How can what Aitken says be reconciled with Mark Felt being Deep Throat?  Incidentally, it's on account of these sorts of issues (among other things) that Ann Coulter doubts that Mark Felt even was Deep Throat, notwithstanding what Felt and Woodward said.  In this column, she states: " The fictional Deep Throat knew things Felt could not possibly have known, such as the 18 1/2-minute gap on one of the White House tapes. Only six people knew about the gap when Woodward reported it. All of them worked at the White House. Felt not only didn't work at the White House, but when the story broke, he also didn't even work at the FBI anymore."

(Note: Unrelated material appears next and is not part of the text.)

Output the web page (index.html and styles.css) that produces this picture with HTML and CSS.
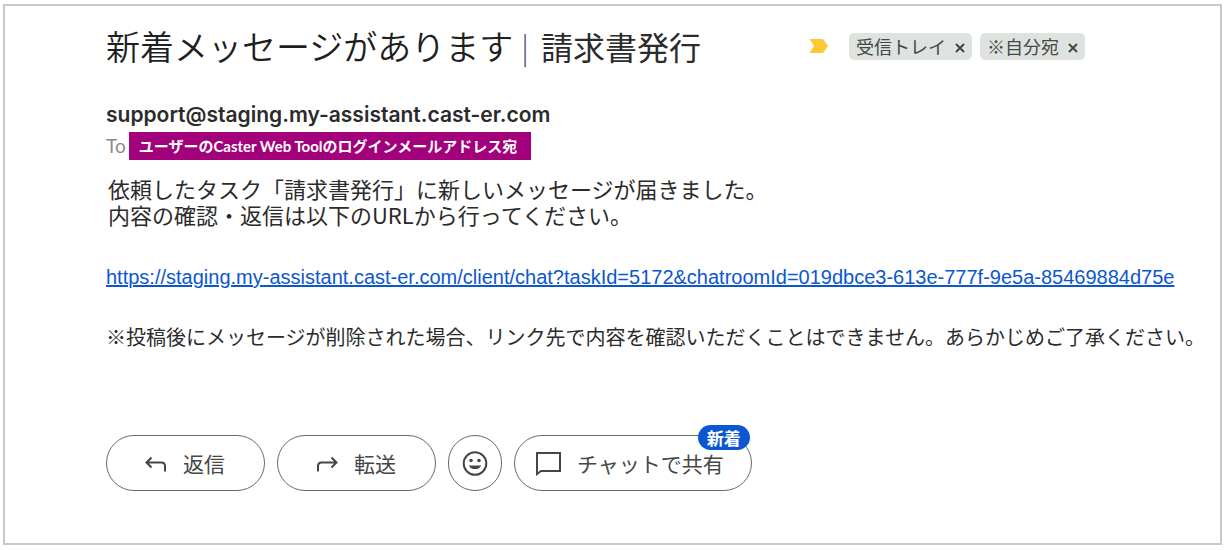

This article puzzles over how Felt could have known about the missing 18 and 1/2 minutes and raises a possible solution: "How did Mark Felt know about the deliberate erasures on the tape when Rose Mary Woods herself did not discover the added soft-buzz erasures until November 6, 1973? Did the theorized White House lawyer somehow tip off Felt after making the soft-buzz erasures?"  In this scenario, Deep Throat was not the one who made the erasures, but a White House lawyer who allegedly made some of the erasures may have tipped Felt off about them.